Angelika Neuwirth hat für die Entstehung des koranischen
Begriffs von Gerechtigkeit ein schönes Bild. In der Sure 90 "Die
Stadt", in der es eindrückliche Bilder von sozialer Gerechtigkeit gibt,
Bilder, die unmittelbar dem Alten Testament entnommen sein könnten, wird
zunächst auf die menschliche Schöpfung Bezug genommen (Q 90: 8-9)
Haben wir ihm nicht zwei Augen eingesetzt
und eine Zunge und zwei Lippen?
Frau Neuwirth führt aus, dass es in einer anderen
Koranstelle (Q 82:7) heißt, Gott habe den Menschen "erschaffen, fein
gebildet und ins Gleichgewicht gebracht". Das arabische Wort für
Gleichgewicht (addala) ist das Stammwort für das spätere Wort für Gerechtigkeit
(adl). Die Symmetrie der menschlichen Ausformung, das schöne Gleichgewicht, ist das Urbild für
Gerechtigkeit, ganz ähnlich wie das Bild der ebenfalls symmetrischen Waage.
Was ist Gerechtigkeit? Die fragliche Koranstelle fährt fort
(Q 90:13-16)
Die Losbindung eines Nackens
oder die Speisung am Tag der Hungersnot
einer Waise aus der Verwandtschaft
oder eines Armen, der im Staub liegt.
Dies ähnelt einer bekannten Stelle aus Jesaja
(Jes 58:6-7)
Lass los, die du mit Unrecht gebunden hast,
lass ledig, auf die du das Joch gelegt hast!
Brich dem Hungrigen dein Brot
und die im Elend ohne Obdach sind, führe ins Haus!

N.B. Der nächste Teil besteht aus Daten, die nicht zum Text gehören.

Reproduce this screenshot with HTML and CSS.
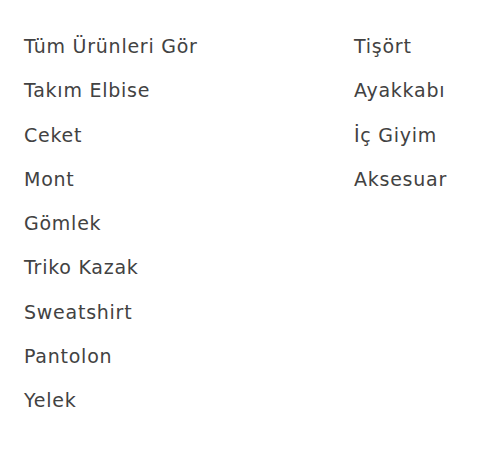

Wenn du einen nackt siehst, so kleide ihn,
und entziehe dich nicht deinem Fleisch und Blut.
Den Christen wird beim Lesen bewusst, dass auch die
endzeitliche Stelle aus Matthäus 25 auf Jesaja Bezug nimmt. Hier trennt der
Menschensohn die Schafe von den Blöcken, je nachdem ob sie die Hungernden
gespeist, die Durstigen getränkt und die Gefangenen besucht haben. Am Ende sagt
er (Mt 25:40)
was ihr an einen meiner geringsten Brüder getan habt,
das habt ihr mir getan.
Mir gefallen diese Parallelstellen in Koran, Altem und Neuem Testament, wie einem überhaupt alles das gefällt, was symmetrisch ist. Es ist –
daran erinnert uns Sure 90 – ein Grundprinzip göttlicher Schöpfung.